The Fixometer is a tool we use for measuring the impact of our repair events (devices fixed, waste and CO2 emissions diverted) as well as to gain insights about reliability and repairability of different types and brands of device.
For our community repair events we use the Fixometer, a purpose-built web application, to collect data on the things that we fix. We log all the fixes that we attempt — successful or not. We record information about each device, such as the model and brand, what the problem was, whether we could fix it, and whether spare parts were required. We then combine this data with our own research data of lifecycle assessments for electrical and electronics products. From these two datasets we produce detailed analysis on the positive environmental and social impacts of our work.

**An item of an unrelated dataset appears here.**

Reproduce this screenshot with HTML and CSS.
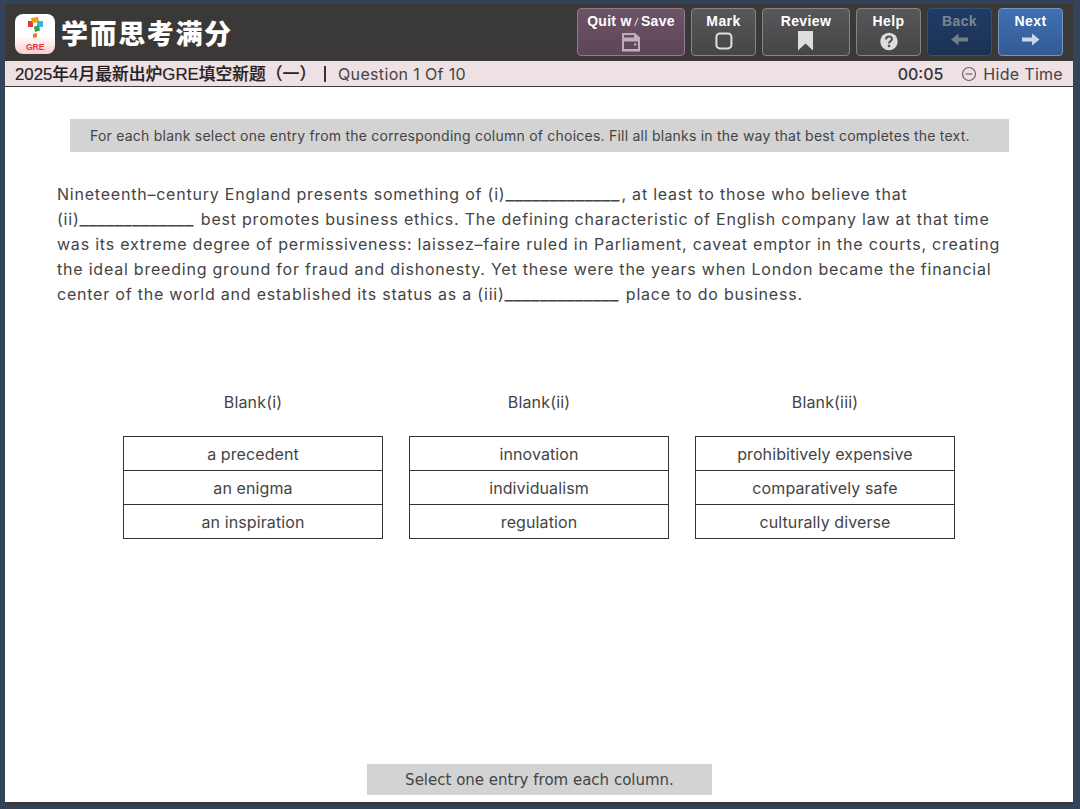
FILE: index.html
```
<!DOCTYPE html>
<html lang="zh-CN">

<head>
  <meta charset="UTF-8">
  <meta name="viewport" content="width=device-width, initial-scale=1.0">
  <title>GRE</title>
  <link rel="stylesheet" href="styles.css">
</head>

<body>
  <div class="app">
    <header class="header">
      <div class="brand">
        <svg class="logo" viewBox="0 0 40 40">
          <defs>
            <linearGradient id="logo-bg" x1="0" y1="0" x2="0" y2="1">
              <stop offset=".55" stop-color="#fff" />
              <stop offset="1" stop-color="#fbccce" />
            </linearGradient>
          </defs>
          <rect width="40" height="40" rx="8" fill="url(#logo-bg)" />
          <path fill="#e23b31" d="M13 7h5v6h-5z" />
          <path fill="#f39a1e" d="M16 4l7-1 1 5-7 1z" />
          <path fill="#35b4dc" d="M22 7h6v6h-6z" />
          <path fill="#27a35a" d="M19 12.500l5-1 1 5-5 1.500z" />
          <path fill="#ee7623" d="M18 20l4-1v4l-4 1z" />
          <text x="20.2" y="36" text-anchor="middle">GRE</text>
        </svg>
        <span class="brand-name">学而思考满分</span>
      </div>
      <nav class="tools">
        <button class="btn btn-quit">
          <span>Quit w<i> / </i>Save</span>
          <svg width="20" height="20" viewBox="0 0 20 20">
            <path fill="#c0acba" fill-rule="evenodd" d="M1 1h13l5 4.500v14H1zM3 3v2.500h10V3zM3 9.500v7.500h14v-7.500z" />
            <rect x="13" y="11.500" width="2.500" height="2" fill="#c0acba" />
          </svg>
        </button>
        <button class="btn btn-mark">
          <span>Mark</span>
          <svg width="20" height="20" viewBox="0 0 20 20">
            <rect x="2.400" y="2.400" width="15" height="15" rx="3.400" fill="none" stroke="#dedede" stroke-width="2" />
          </svg>
        </button>
        <button class="btn btn-review">
          <span>Review</span>
          <svg width="20" height="20" viewBox="0 0 20 20">
            <path fill="#dedede" d="M2 0h15v19.500l-7.500-7-7.500 7z" />
          </svg>
        </button>
        <button class="btn btn-help">
          <span>Help</span>
          <svg width="20" height="20" viewBox="0 0 20 20">
            <circle cx="10" cy="10.500" r="8.700" fill="#dedede" />
            <path fill="none" stroke="#505053" stroke-width="2" d="M7 8.500c0-4 6-4 6-.5 0 2-3 2-3 4.500" />
            <circle cx="10" cy="15" r="1.300" fill="#505053" />
          </svg>
        </button>
        <button class="btn btn-back">
          <span>Back</span>
          <svg width="20" height="20" viewBox="0 0 20 20">
            <path fill="#727c8a" d="M1 8.500l7.500-6v4h9.500v4h-9.500v4z" />
          </svg>
        </button>
        <button class="btn btn-next">
          <span>Next</span>
          <svg width="20" height="20" viewBox="0 0 20 20">
            <path fill="#cbd8ec" d="M18.500 8.500l-7.500-6v4h-10v4h10v4z" />
          </svg>
        </button>
      </nav>
    </header>

    <div class="info">
      <strong class="title">2025年4月最新出炉GRE填空新题（一）</strong>
      <span class="divider"></span>
      <span class="progress">Question 1 Of 10</span>
      <span class="time">00:05</span>
      <svg class="hide-icon" width="16" height="16" viewBox="0 0 16 16">
        <circle cx="8" cy="8" r="6.500" />
        <path d="M4.500 8h7" />
      </svg>
      <span class="hide">Hide Time</span>
    </div>

    <main class="main">
      <div class="direction">For each blank select one entry from the corresponding column of choices. Fill all blanks in the way that best completes the text.</div>

      <div class="passage">
        <p class="line">Nineteenth–century England presents something of (i)<span class="blank">_____________</span>, at least to those who believe that</p>
        <p class="line">(ii)<span class="blank">_____________</span> best promotes business ethics. The defining characteristic of English company law at that time</p>
        <p class="line">was its extreme degree of permissiveness: laissez–faire ruled in Parliament, caveat emptor in the courts, creating</p>
        <p class="line">the ideal breeding ground for fraud and dishonesty. Yet these were the years when London became the financial</p>
        <p class="line">center of the world and established its status as a (iii)<span class="blank">_____________</span> place to do business.</p>
      </div>

      <div class="choices">
        <div class="column">
          <h2>Blank(i)</h2>
          <ul>
            <li>a precedent</li>
            <li>an enigma</li>
            <li>an inspiration</li>
          </ul>
        </div>
        <div class="column">
          <h2>Blank(ii)</h2>
          <ul>
            <li>innovation</li>
            <li>individualism</li>
            <li>regulation</li>
          </ul>
        </div>
        <div class="column">
          <h2>Blank(iii)</h2>
          <ul>
            <li>prohibitively expensive</li>
            <li>comparatively safe</li>
            <li>culturally diverse</li>
          </ul>
        </div>
      </div>

      <div class="tip">Select one entry from each column.</div>
    </main>
  </div>
</body>

</html>
```

FILE: styles.css
```
* {
  margin: 0;
  padding: 0;
  list-style: none;
  box-sizing: border-box;
}

body {
  height: 809px;
  padding: 4px 7px 4px 5px;
  background: #33445a;
  color: #444;
  font-family: Inter, 'Noto Sans CJK SC', sans-serif;
  overflow: hidden;
}

.app {
  height: 801px;
  background: #fff;
  border-bottom: 3px solid #393a39;
  display: flex;
  flex-direction: column;
}

/* header */
.header {
  height: 57px;
  padding: 0 10px;
  background: #3a3937;
  display: flex;
  justify-content: space-between;
  flex-shrink: 0;
}

.brand {
  display: flex;
  padding-top: 10px;
}

.logo {
  width: 40px;
  height: 40px;
}

.logo text {
  font: bold 8.5px 'Liberation Sans', sans-serif;
  fill: #e5343b;
}

.brand-name {
  margin-left: 6px;
  color: #fff;
  font-family: 'Noto Sans CJK SC', sans-serif;
  font-size: 27px;
  font-weight: 900;
  line-height: 38px;
  letter-spacing: 1.6px;
}

.tools {
  display: flex;
  gap: 6px;
  padding-top: 4px;
}

.btn {
  width: 65px;
  height: 48px;
  padding-top: 3px;
  border: 1px solid #858587;
  border-radius: 4px;
  background: linear-gradient(#58585a, #454547);
  color: #fff;
  font: bold 14px/19px 'Liberation Sans', sans-serif;
  letter-spacing: .4px;
  white-space: pre;
  display: flex;
  flex-direction: column;
  align-items: center;
}

.btn i {
  font-size: 10px;
  font-weight: normal;
}

.btn-quit {
  width: 108px;
  background: linear-gradient(#6d5366, #5f4558);
  border-color: #927a8c;
  letter-spacing: .3px;
}

.btn-review {
  width: 88px;
}

.btn-back {
  background: linear-gradient(#203c65, #1b3151);
  border-color: #38506f;
  color: #7c8795;
}

.btn-next {
  background: linear-gradient(#3e70b4, #345b93);
  border-color: #7795c0;
}

/* question info */
.info {
  height: 26px;
  padding: 0 10px;
  background: #efe0e3;
  border-bottom: 1px solid #393939;
  font-size: 16px;
  line-height: 26px;
  display: flex;
  align-items: center;
  flex-shrink: 0;
}

.title {
  width: 301px;
  padding-top: 2px;
  color: #222;
  font-family: 'Liberation Sans', 'Noto Sans CJK SC', sans-serif;
  font-size: 16.8px;
  font-weight: 500;
  -webkit-text-stroke: .2px #222;
  white-space: nowrap;
}

.divider {
  width: 2px;
  height: 16px;
  margin: 0 12px 0 8px;
  background: #333;
}

.progress {
  letter-spacing: .35px;
}

.time {
  margin-left: auto;
  color: #333;
  font-weight: 500;
}

.hide-icon {
  margin: 0 6px 0 18px;
  fill: none;
  stroke: #666;
  stroke-width: 1.2;
}

.hide {
  letter-spacing: .3px;
}

/* content */
.main {
  flex: 1;
  display: flex;
  flex-direction: column;
}

.direction {
  width: 939px;
  height: 33px;
  margin: 32px 0 0 65px;
  padding-left: 20px;
  background: #d3d3d3;
  font-size: 14px;
  line-height: 33px;
  letter-spacing: .23px;
  white-space: nowrap;
}

.passage {
  margin: 30px 0 0 52px;
}

.line {
  height: 25px;
  font-size: 16px;
  line-height: 25px;
  letter-spacing: .78px;
  white-space: nowrap;
}

.blank {
  display: inline-block;
  width: 116px;
  font-size: 19px;
  line-height: 1;
  letter-spacing: .1px;
}

.choices {
  display: flex;
  gap: 26px;
  margin: 82px 0 0 118px;
}

.column {
  width: 260px;
  text-align: center;
}

.column h2 {
  font-size: 16px;
  font-weight: normal;
  line-height: 26px;
  letter-spacing: .15px;
}

.column ul {
  margin-top: 21px;
  border: 1px solid #333;
}

.column li {
  height: 34px;
  font-size: 16px;
  line-height: 34px;
  letter-spacing: .1px;
}

.column li:first-child {
  height: 33px;
}

.column li + li {
  border-top: 1px solid #333;
}

.tip {
  width: 345px;
  height: 31px;
  margin: auto auto 7px 362px;
  background: #d3d3d3;
  font: 15px/32px 'DejaVu Sans', sans-serif;
  text-align: center;
}
```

See https://therestartproject.org/fixometer/ for more information on our work on this so far, or if you have an account on Restarters.net, take a look at the Repairs section (https://restarters.net/device) to explore the data for yourself. The Fixometer is open source, so if you'd like to see the source code for the app itself go to: https://github.com/TheRestartProject/Fixometer
Open Repair Data Standard
We want to do more with data and the insights that it facilitates, so we are currently aiming to scale up the collection of data through various partnerships: with other community repair networks, and with trade associations of independent commercial repairers.
For this reason, we helped found the Open Repair Alliance in October 2017. We envisage a rapid growth in the data collected, and we wish to ensure this data is open and interoperable. As such, we are building a standard for the collection and sharing of open data on electronics repair. We are building the standard such that data collection on repair is open and interoperable, and can be used for impactful statistical analysis and visualisation.